Components in the Diagram
Organization Structure (Top) At the top level, your AWS Organization controls backup policies. The organization can specify which Organizational Units receive backup policies, allowing you to selectively enable backups for specific environments or business units.
Identity Center for Breakglass Access (Top Right) AWS Identity Center provides the authentication and authorization mechanism for breakglass roles. These special access roles are only used in emergency disaster recovery scenarios when you need to access the air-gapped vault to restore data. Access through these roles is tightly controlled and audited.
Environment Accounts (Middle Row) Multiple AWS accounts across your organization that you choose to protect with backups. The diagram shows three example environments (Dev, Prod, Stage), but you can apply backup policies to any accounts or Organizational Units in your organization. Each account that has backups enabled contains its own local account vault.
Resources in these accounts create backups locally first before copying to the centralized location.
Central Backup Account (Bottom) A dedicated backup account contains the air-gapped vault in a secondary geographic region. All backups from Dev, Prod, and Stage environments are copied here for long-term retention and disaster recovery.
Break-Glass Access (Bottom Right) Special emergency access roles allow authorized personnel to access the air-gapped vault only when needed for disaster recovery. This access is tightly controlled through AWS Identity Center and requires special permissions.
The Backup Flow
Organizational policies determine which accounts should perform backups
Resources in Dev, Prod, and Stage environments are identified for backup
Local backups are created in each environment's local vault
Backups are encrypted using the centralized encryption keys
Encrypted backups are copied into the air-gapped vault in the backup account
The air-gapped vault stores backups with immutable retention policies
Break-glass roles provide emergency access for disaster recovery scenarios
Organizational Unit Level Backups
One of the most powerful features of this solution is backup management at the Organizational Unit level. This means you can apply backup policies across entire groups of AWS accounts simultaneously.
How OU-Level Backups Work
Instead of configuring backups individually for each account, you attach a backup policy to an entire Organizational Unit. This policy then applies automatically to all accounts within that OU.

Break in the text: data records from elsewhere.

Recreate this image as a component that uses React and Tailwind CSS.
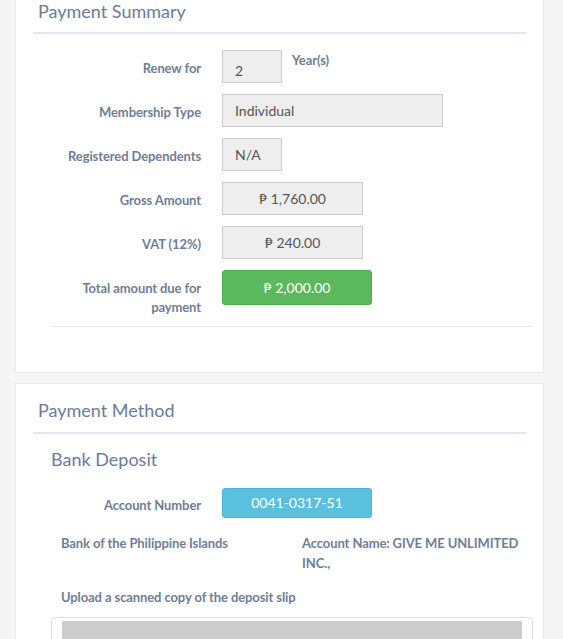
import React from 'react';

const Row = ({ label, children, className = 'mb-[11px]' }) => (
  <div className={`flex ${className}`}>
    <div className="w-[150px] shrink-0 pt-[9px] text-right text-[13px] leading-[19px] font-bold tracking-[-0.1px] text-[#6f7e95]">
      {label}
    </div>
    <div className="ml-[21px] flex items-start">{children}</div>
  </div>
);

const Box = ({ w, children, center }) => (
  <div
    className={`h-[33px] ${w} border border-[#cccccc] bg-[#eeeeee] text-[14px] text-[#555555] leading-[31px] ${
      center ? 'text-center' : 'px-[12px]'
    }`}
  >
    {children}
  </div>
);

const App = () => {
  return (
    <div className="h-[639px] overflow-hidden bg-[#f5f5f5] font-['Lato','Noto_Sans',sans-serif]">
      {/* Payment Summary */}
      <section className="ml-[15px] w-[529px] bg-white border border-t-0 border-[#e7e9ee]">
        <div className="mx-[17px]">
          <h3 className="pl-[5px] text-[18px] leading-[22px] text-[#6c7c94] mb-[10px]">Payment Summary</h3>
          <div className="h-[2px] bg-[#e4e8ee]" />
        </div>

        <div className="ml-[35px] mr-[10px] mt-[16px]">
          <Row label="Renew for">
            <div className="h-[33px] w-[60px] border border-[#cccccc] bg-[#eeeeee] pl-[12px] pt-[9px] text-[14px] leading-[22px] text-[#555555]">
              2
            </div>
            <span className="ml-[10px] mt-[1px] text-[13px] leading-[18px] font-bold tracking-[-0.1px] text-[#6f7e95]">Year(s)</span>
          </Row>
          <Row label="Membership Type">
            <Box w="w-[221px]">Individual</Box>
          </Row>
          <Row label="Registered Dependents">
            <Box w="w-[60px]">N/A</Box>
          </Row>
          <Row label="Gross Amount">
            <Box w="w-[141px]" center>₱ 1,760.00</Box>
          </Row>
          <Row label="VAT (12%)">
            <Box w="w-[141px]" center>₱ 240.00</Box>
          </Row>
          <Row label="Total amount due for payment" className="mb-[9px]">
            <div className="h-[35px] w-[150px] rounded-[3px] border border-[#4cae4c] bg-[#5cb85c] text-center text-[14px] leading-[33px] text-white">
              ₱ 2,000.00
            </div>
          </Row>
          <div className="h-px bg-[#eaeaea]" />
        </div>
        <div className="h-[45px]" />
      </section>

      {/* Payment Method */}
      <section className="ml-[15px] mt-[10px] w-[529px] bg-white border border-b-0 border-[#e7e9ee] pb-[40px]">
        <div className="mx-[17px] pt-[14px]">
          <h3 className="pl-[5px] text-[18px] leading-[24px] text-[#6c7c94] mb-[10px]">Payment Method</h3>
          <div className="h-[2px] bg-[#e4e8ee]" />
        </div>

        <div className="ml-[35px] mr-[10px]">
          <h4 className="mt-[13px] text-[18px] leading-[24px] text-[#6c7c94]">Bank Deposit</h4>

          <div className="mt-[17px] flex">
            <div className="w-[150px] shrink-0 pt-[8px] text-right text-[13px] leading-[19px] font-bold tracking-[-0.1px] text-[#6f7e95]">
              Account Number
            </div>
            <div className="ml-[21px] h-[30px] w-[150px] rounded-[3px] border border-[#46b8da] bg-[#5bc0de] text-center text-[14px] leading-[28px] text-white">
              0041-0317-51
            </div>
          </div>

          <div className="mt-[15px] grid grid-cols-2 text-[13px] leading-[20px] font-bold tracking-[-0.1px] text-[#6f7e95]">
            <div className="px-[10px]">Bank of the Philippine Islands</div>
            <div className="px-[10px]">Account Name: GIVE ME UNLIMITED INC.,</div>
          </div>

          <div className="mt-[14px] px-[10px] text-[13px] leading-[20px] font-bold tracking-[-0.1px] text-[#6f7e95]">
            Upload a scanned copy of the deposit slip
          </div>

          <div className="mt-[10px] rounded-[4px] border border-[#dddddd] pt-[3px] px-[10px] pb-[10px]">
            <div className="h-[120px] bg-[#cccccc]" />
          </div>
        </div>
      </section>
    </div>
  );
};

export default App;
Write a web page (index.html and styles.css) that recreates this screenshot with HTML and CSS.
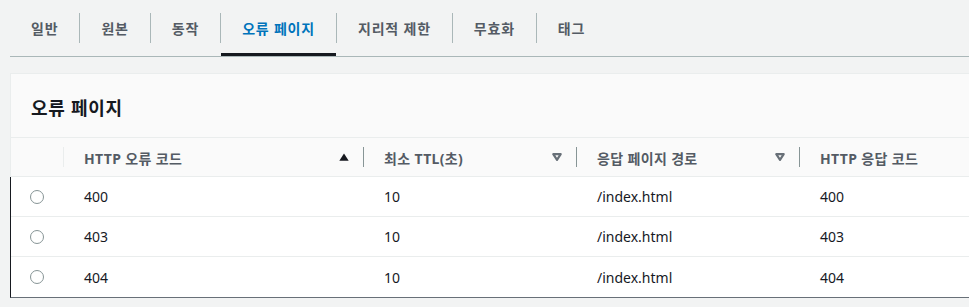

Example Scenario: If you attach a backup policy to your "Production" OU, every account within that OU will automatically:
Create daily backups
Use the same backup schedule and retention settings
Copy backups to the centralized air-gapped vault
Benefits of OU-Level Management
Consistency: All accounts in an OU follow identical backup policies, eliminating configuration drift.
Scalability: Adding a new account to an OU automatically applies the backup policy without additional configuration.
Simplified Management: Change the policy once at the OU level and it applies to all member accounts.
Governance: Centralized control ensures compliance with organizational backup standards.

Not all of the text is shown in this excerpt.